---------- Items ----------
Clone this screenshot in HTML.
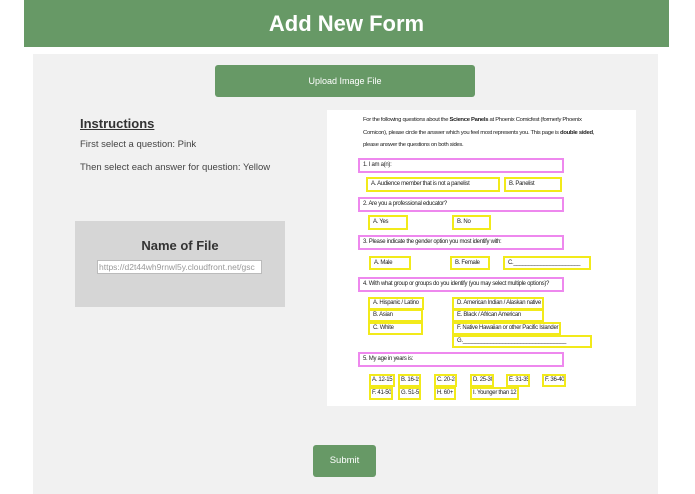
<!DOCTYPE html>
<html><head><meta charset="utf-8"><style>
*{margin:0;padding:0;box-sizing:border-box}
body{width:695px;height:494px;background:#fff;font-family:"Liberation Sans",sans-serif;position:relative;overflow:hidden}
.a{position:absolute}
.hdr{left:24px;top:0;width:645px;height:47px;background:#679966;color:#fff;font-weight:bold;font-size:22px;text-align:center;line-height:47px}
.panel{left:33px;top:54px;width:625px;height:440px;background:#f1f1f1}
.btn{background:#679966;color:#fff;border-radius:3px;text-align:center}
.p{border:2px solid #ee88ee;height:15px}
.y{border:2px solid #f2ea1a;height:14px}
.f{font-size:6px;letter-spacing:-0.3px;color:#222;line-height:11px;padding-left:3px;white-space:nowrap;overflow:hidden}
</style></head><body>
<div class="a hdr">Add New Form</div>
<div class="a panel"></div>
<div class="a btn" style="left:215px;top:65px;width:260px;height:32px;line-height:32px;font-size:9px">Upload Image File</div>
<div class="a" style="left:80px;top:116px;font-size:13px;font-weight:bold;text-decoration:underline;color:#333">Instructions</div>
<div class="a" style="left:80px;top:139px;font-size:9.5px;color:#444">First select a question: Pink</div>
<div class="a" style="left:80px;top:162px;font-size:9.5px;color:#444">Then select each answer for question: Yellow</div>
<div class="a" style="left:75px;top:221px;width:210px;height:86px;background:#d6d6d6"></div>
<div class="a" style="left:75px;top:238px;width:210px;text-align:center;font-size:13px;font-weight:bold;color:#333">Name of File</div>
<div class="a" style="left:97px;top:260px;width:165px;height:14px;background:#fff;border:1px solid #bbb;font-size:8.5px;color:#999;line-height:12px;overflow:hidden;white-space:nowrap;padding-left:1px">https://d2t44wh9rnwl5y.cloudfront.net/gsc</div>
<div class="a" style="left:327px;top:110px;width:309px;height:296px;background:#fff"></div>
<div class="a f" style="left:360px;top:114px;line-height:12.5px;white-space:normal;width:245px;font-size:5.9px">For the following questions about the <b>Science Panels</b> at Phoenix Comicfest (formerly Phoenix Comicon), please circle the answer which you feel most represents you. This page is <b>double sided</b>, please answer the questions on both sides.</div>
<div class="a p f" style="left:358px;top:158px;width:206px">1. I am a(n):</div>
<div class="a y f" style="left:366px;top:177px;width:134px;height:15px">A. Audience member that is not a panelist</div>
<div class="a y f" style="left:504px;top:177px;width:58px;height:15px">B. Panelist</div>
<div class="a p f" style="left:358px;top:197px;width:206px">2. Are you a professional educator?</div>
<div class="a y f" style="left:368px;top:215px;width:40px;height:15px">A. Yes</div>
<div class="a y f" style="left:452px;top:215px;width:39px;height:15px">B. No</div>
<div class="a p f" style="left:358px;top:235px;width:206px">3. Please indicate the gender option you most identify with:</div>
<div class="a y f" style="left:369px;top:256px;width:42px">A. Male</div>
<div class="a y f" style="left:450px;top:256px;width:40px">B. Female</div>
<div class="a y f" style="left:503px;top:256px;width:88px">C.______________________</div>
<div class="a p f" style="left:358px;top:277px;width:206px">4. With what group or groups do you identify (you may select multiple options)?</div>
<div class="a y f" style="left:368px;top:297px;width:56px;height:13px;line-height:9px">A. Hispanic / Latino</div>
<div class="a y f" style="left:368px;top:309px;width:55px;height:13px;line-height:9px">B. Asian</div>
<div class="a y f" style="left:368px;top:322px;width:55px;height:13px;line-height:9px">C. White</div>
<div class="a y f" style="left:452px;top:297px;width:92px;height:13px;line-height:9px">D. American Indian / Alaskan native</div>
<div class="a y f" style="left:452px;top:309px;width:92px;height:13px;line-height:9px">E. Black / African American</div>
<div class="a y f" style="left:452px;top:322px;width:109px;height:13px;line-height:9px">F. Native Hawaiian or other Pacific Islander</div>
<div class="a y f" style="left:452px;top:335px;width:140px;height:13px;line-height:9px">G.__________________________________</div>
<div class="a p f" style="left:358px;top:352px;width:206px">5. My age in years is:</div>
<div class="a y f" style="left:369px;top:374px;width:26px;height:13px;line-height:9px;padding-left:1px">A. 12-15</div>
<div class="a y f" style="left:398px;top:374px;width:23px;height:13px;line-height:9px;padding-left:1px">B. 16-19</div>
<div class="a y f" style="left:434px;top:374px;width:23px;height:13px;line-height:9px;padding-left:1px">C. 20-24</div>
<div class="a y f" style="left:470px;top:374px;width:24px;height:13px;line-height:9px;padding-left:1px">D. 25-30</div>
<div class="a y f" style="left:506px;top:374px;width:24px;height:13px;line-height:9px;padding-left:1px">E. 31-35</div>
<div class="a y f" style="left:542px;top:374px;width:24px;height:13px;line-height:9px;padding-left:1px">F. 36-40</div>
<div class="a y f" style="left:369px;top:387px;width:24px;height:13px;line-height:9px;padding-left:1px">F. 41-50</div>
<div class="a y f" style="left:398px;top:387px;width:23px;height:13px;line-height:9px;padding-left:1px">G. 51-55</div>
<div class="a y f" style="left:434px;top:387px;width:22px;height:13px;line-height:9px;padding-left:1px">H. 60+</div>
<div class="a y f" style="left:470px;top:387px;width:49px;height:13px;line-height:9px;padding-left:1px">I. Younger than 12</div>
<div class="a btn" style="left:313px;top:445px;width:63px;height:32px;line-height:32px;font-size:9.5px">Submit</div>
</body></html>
----------
---------- Items ----------
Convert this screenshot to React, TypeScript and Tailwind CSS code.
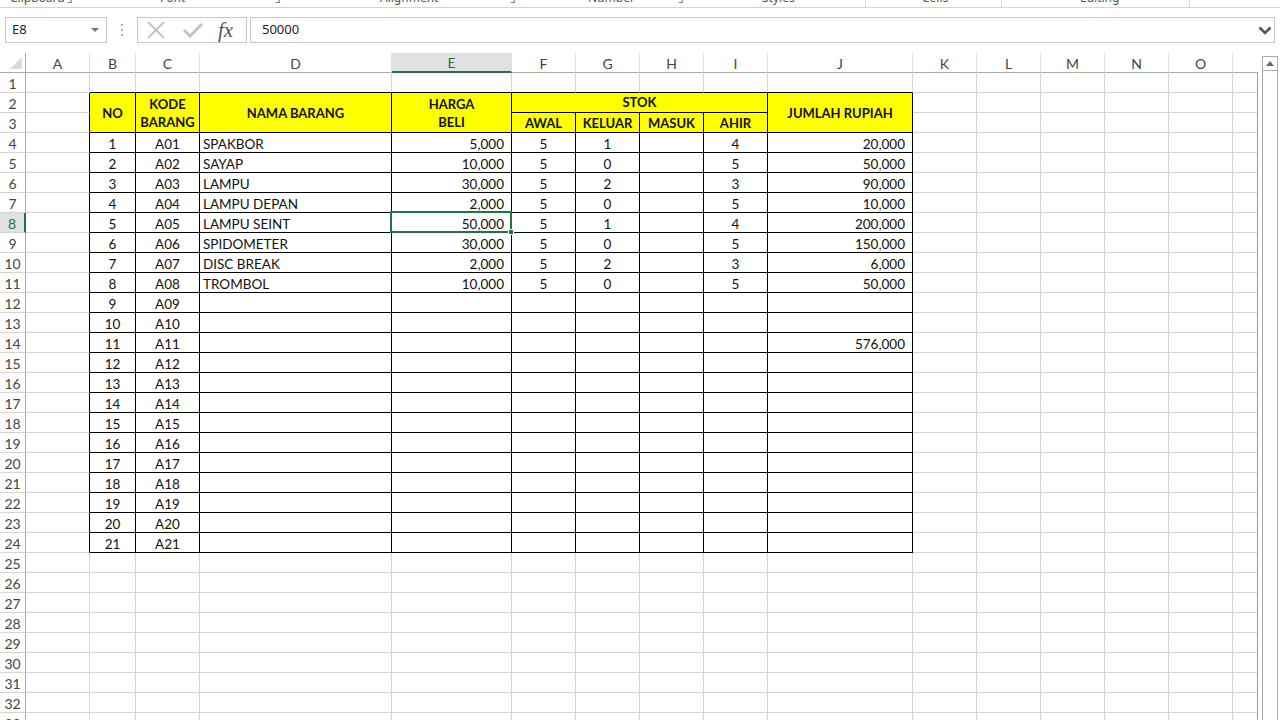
----------
◆ Aim of the task
Copy each line above that contains the string "screenshot".

◆ Written solution
Clone this screenshot in HTML.
Convert this screenshot to React, TypeScript and Tailwind CSS code.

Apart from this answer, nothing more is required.